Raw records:
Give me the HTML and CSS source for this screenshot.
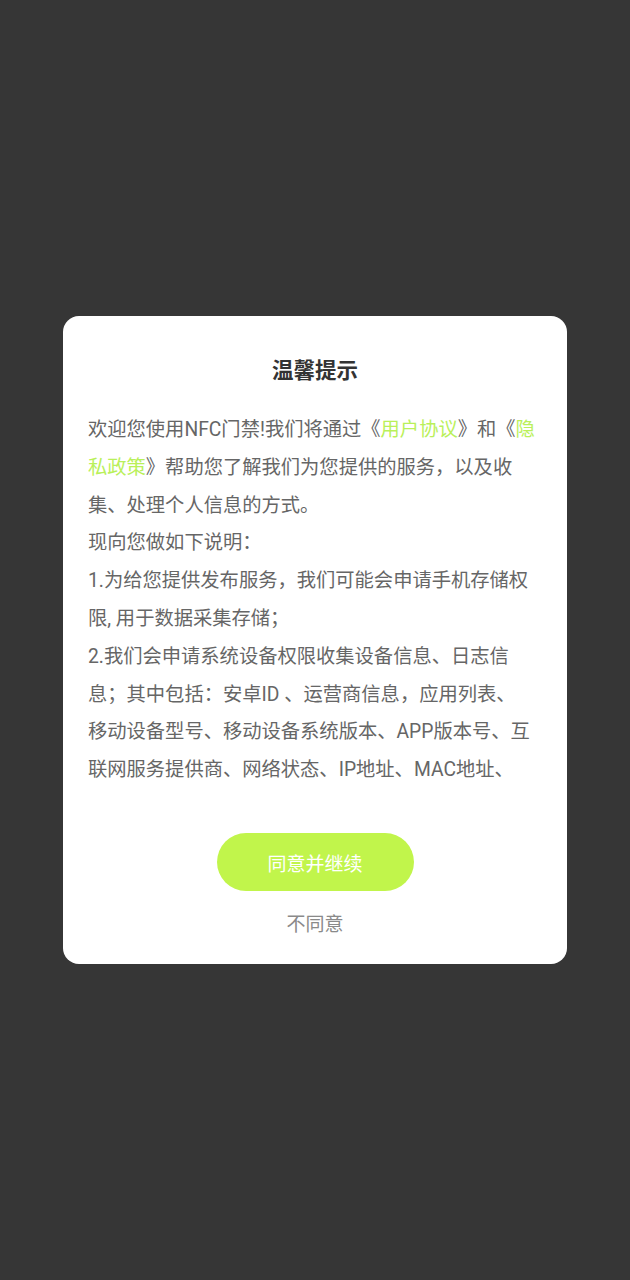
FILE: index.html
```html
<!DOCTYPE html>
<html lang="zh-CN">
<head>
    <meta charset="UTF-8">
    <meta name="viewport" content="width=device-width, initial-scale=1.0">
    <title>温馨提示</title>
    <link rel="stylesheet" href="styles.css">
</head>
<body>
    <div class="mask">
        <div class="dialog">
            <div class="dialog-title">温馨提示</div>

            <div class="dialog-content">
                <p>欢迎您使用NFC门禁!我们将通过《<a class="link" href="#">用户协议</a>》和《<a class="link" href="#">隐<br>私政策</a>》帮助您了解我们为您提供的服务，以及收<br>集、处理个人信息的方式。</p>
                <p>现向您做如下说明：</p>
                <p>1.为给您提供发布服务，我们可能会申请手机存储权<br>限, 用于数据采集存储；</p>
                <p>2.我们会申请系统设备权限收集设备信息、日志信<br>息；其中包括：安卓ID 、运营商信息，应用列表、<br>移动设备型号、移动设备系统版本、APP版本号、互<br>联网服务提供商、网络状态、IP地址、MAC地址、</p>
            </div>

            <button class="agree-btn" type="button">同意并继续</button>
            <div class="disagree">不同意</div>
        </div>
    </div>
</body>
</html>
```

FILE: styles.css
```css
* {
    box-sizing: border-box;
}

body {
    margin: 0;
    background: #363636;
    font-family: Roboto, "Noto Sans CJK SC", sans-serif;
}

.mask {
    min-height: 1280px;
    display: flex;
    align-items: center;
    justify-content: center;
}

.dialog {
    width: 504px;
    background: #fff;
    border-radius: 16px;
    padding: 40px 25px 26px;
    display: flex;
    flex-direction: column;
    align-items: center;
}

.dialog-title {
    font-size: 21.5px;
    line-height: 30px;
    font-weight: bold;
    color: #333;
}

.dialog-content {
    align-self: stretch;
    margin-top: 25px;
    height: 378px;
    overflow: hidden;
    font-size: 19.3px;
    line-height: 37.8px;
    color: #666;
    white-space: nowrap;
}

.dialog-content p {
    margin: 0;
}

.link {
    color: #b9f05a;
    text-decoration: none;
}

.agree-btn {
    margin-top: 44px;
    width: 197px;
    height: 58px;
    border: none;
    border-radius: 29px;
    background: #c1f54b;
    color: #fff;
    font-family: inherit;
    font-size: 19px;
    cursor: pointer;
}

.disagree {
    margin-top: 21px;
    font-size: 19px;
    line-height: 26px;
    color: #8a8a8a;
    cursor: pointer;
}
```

==

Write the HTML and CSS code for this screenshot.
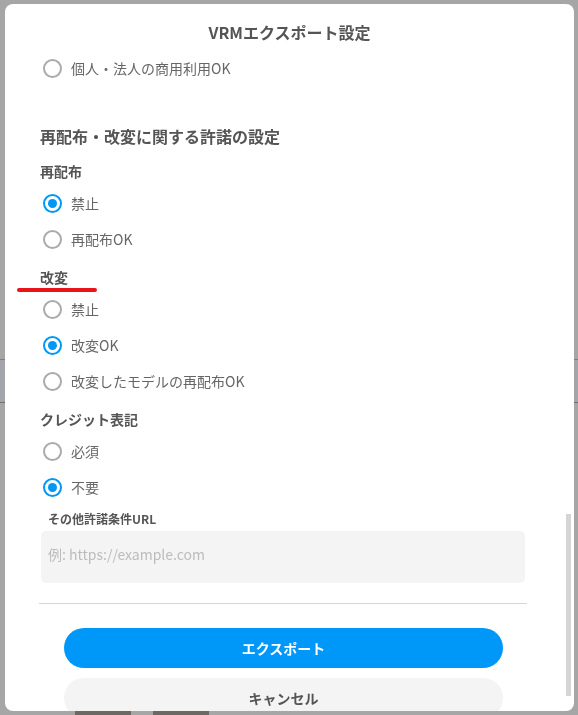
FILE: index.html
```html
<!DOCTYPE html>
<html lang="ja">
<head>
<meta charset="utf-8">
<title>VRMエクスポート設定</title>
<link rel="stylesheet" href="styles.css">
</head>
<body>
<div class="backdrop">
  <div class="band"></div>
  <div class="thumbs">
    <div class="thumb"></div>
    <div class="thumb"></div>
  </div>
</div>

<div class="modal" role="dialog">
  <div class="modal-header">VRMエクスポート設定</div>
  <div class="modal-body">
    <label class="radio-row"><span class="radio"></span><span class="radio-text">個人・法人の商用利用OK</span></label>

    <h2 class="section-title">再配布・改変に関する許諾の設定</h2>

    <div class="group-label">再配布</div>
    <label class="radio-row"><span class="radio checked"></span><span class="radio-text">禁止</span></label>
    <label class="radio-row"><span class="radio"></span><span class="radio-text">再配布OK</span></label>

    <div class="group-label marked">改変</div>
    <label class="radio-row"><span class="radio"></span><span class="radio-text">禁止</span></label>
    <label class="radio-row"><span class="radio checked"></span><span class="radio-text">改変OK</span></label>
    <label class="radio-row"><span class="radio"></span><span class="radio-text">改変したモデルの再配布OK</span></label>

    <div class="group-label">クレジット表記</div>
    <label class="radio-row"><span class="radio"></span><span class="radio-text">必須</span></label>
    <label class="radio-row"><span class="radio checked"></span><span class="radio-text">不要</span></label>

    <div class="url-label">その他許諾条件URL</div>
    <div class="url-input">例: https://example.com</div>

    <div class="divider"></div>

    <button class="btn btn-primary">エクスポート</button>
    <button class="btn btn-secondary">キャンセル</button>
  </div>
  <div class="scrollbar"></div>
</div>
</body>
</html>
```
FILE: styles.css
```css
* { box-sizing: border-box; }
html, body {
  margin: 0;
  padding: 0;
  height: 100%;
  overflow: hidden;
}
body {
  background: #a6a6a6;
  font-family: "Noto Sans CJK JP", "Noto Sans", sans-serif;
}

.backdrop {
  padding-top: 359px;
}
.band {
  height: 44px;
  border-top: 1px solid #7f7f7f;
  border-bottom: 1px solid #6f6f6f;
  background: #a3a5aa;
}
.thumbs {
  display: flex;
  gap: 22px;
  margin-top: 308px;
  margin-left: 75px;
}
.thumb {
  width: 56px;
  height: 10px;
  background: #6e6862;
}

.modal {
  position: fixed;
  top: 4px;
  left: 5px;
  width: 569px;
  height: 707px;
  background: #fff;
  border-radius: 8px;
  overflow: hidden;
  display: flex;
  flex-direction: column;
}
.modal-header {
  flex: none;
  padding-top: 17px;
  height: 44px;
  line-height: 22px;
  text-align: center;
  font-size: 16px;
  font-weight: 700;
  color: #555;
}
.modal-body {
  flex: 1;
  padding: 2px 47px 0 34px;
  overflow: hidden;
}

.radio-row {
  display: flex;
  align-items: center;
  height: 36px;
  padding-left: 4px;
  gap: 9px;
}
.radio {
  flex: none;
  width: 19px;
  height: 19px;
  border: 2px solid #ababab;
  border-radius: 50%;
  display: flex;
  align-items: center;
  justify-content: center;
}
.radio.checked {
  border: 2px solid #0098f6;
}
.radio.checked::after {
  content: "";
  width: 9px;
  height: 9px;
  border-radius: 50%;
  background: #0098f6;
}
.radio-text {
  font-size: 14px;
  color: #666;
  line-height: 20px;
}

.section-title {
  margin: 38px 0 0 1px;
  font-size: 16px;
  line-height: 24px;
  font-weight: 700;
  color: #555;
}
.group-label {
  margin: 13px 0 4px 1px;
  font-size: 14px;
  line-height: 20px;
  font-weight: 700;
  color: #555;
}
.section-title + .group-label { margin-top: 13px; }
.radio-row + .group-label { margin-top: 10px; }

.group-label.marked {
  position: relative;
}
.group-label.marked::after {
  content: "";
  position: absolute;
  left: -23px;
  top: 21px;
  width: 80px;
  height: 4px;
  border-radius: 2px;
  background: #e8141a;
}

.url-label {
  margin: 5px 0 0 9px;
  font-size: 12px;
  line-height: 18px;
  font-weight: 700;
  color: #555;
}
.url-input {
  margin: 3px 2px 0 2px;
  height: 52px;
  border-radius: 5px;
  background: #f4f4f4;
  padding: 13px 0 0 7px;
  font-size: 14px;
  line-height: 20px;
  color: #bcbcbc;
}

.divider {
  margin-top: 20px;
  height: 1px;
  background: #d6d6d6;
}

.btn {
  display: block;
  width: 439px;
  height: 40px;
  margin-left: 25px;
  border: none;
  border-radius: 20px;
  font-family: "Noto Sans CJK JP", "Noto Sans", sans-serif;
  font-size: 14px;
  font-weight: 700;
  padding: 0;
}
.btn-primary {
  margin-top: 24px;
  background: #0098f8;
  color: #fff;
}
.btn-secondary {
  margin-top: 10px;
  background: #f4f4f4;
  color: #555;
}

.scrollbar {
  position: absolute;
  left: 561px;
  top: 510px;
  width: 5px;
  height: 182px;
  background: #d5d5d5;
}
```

- [WHAT YOU ARE ASKED TO DO]
Pull out each line of the entries that contains "this".

- [THE REPLY]
Give me the HTML and CSS source for this screenshot.
Write the HTML and CSS code for this screenshot.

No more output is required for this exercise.